Sería un pecado si se sostuviera, livianamente, que este país postrado y lloroso es obra y gracia sólo de organizaciones internacionales como el Fondo Monetario Internacional u otros acreedores o de países poderosos a los que comúnmente se los denomina colonialistas. Si ello realmente fuera así, pueblos que fueron devastados por esas mismas potencias, como Alemania y Japón, hoy serían empobrecidas colonias y estarían en situación más comprometida que nuestro país. Lo cierto, aunque pese, es que la propia sociedad argentina contribuyó bastante, con actitudes equivocadas, a que se produjera esta situación calamitosa que de profundizarse se va a fagocitar incluso a aquellos soberbios, pero inocentes al fin, que creen que están a salvo por tener hoy una cuota de poder o un respaldo económico. Una de las actitudes reprobables de la sociedad argentina fue sostener el culto a la tan conocida como perniciosa "viveza criolla". Esta cultura, cuya espina dorsal es el desorden y la marrullería, es la que llevó y lleva a un funcionario a obtener riquezas mediante astutas y disimuladas acciones delictivas; a un juez a condenar a un inocente por una "dádiva"; a un operario económico a acrecentar sus arcas mediante la opresión del más débil y a un legislador a levantar la mano asintiendo un proyecto de descalabro a cambio de un sobre bien lleno. Pero esta cultura está también arraigada en el propio Estado representado hasta por personas consideradas honestas. Cuando el Estado pergeña normas y le da tinte de legalidad a lo manifiestamente injusto apela a las herramientas de la viveza criolla. Y estas normas persiguen, casi siempre, asfixiar económicamente al pueblo para que cierren las arcas fiscales.

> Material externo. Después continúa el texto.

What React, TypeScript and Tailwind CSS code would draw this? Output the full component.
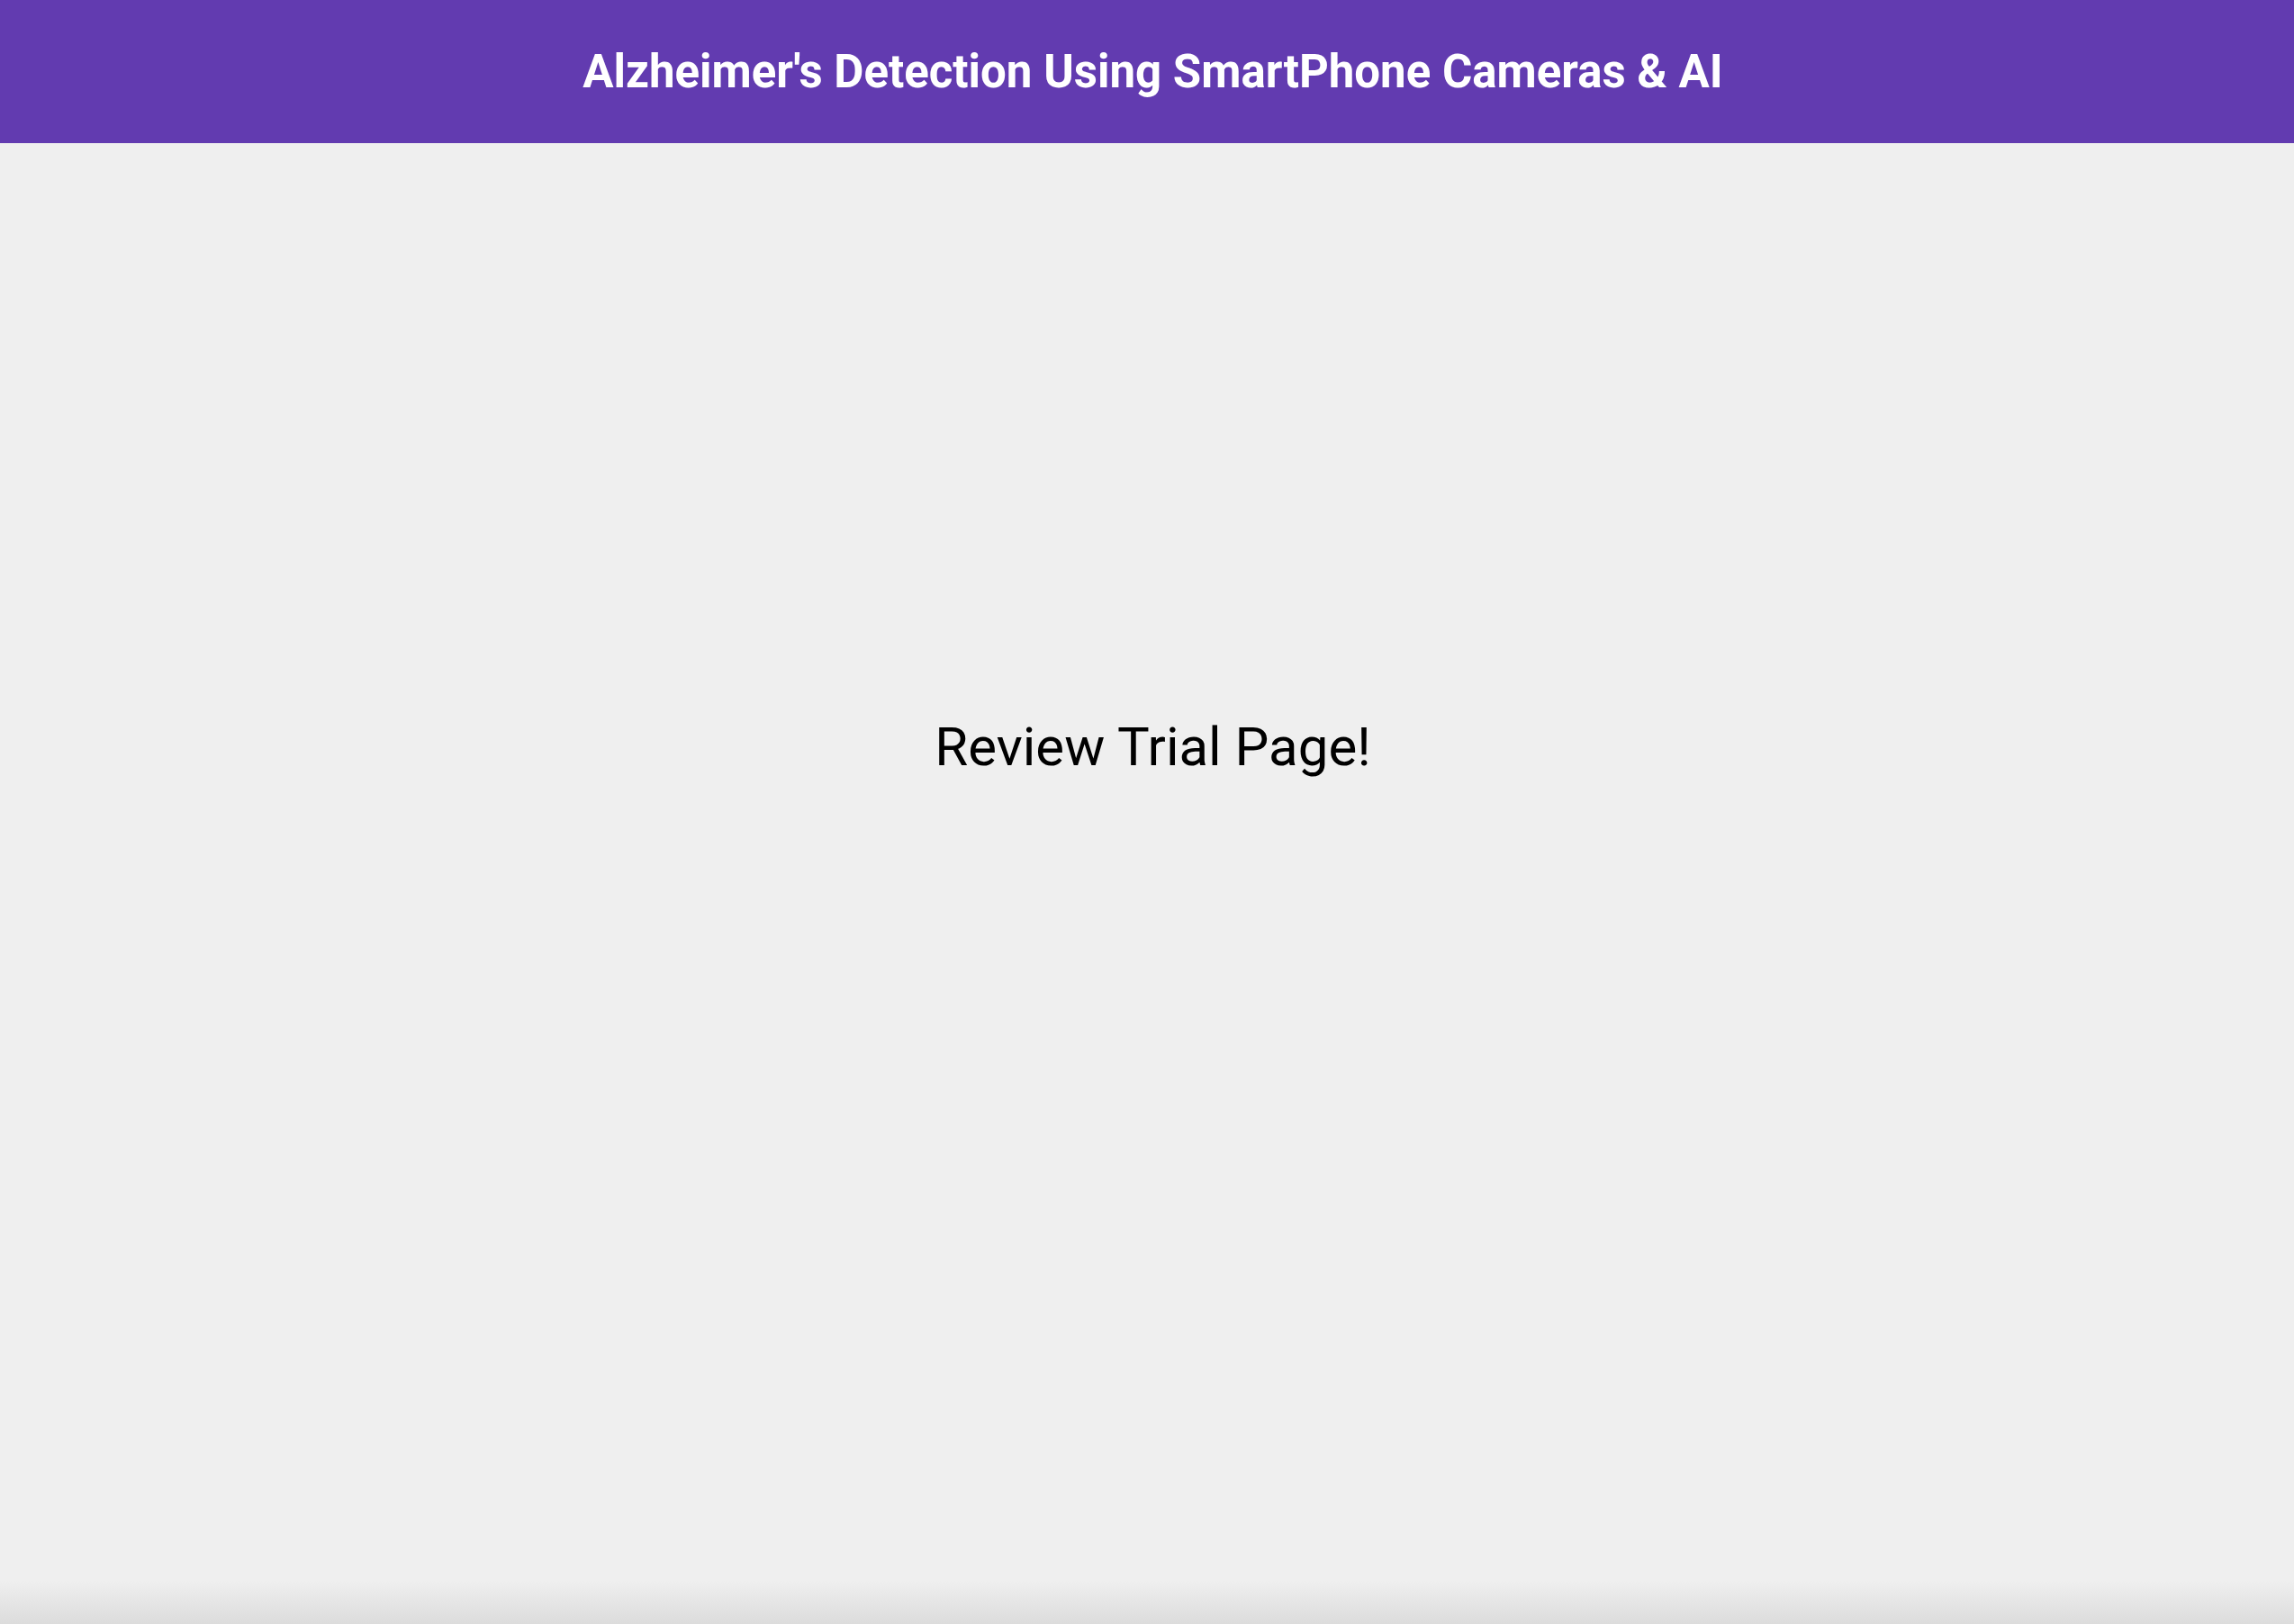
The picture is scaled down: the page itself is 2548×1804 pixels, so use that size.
export default function App() {
    return (
        <div className="min-h-screen h-[1804px] flex flex-col bg-[#efefef] font-['Roboto',sans-serif]">
            <header className="h-[159px] shrink-0 flex items-center justify-center pl-[13px] bg-[#623bb0]">
                <h1 className="text-[51px] font-bold text-white leading-none">
                    Alzheimer's Detection Using SmartPhone Cameras &amp; AI
                </h1>
            </header>
            <main className="flex-1 flex flex-col">
                <div className="flex-1 flex justify-center pl-[13px] pt-[641px]">
                    <p className="text-[60px] text-black leading-none">Review Trial Page!</p>
                </div>
                <div className="h-[48px] bg-gradient-to-b from-[#efefef] to-[#dcdcdc]" />
            </main>
        </div>
    )
}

La viveza criolla se expande, además, a buena parte de la sociedad argentina. Los ejemplos abundan, pero estas travesuras de la sociedad, que deja de ser ingeniosa e inteligente a la hora de elegir a sus representantes o es increíblemente inocente en la ocasión, no provoca un daño tremendo, devastador y agonizante como el que es propio de los maturrangos, esta abominable casta argentina a quienes los funcionarios de los organismos internacionales conocen tan bien.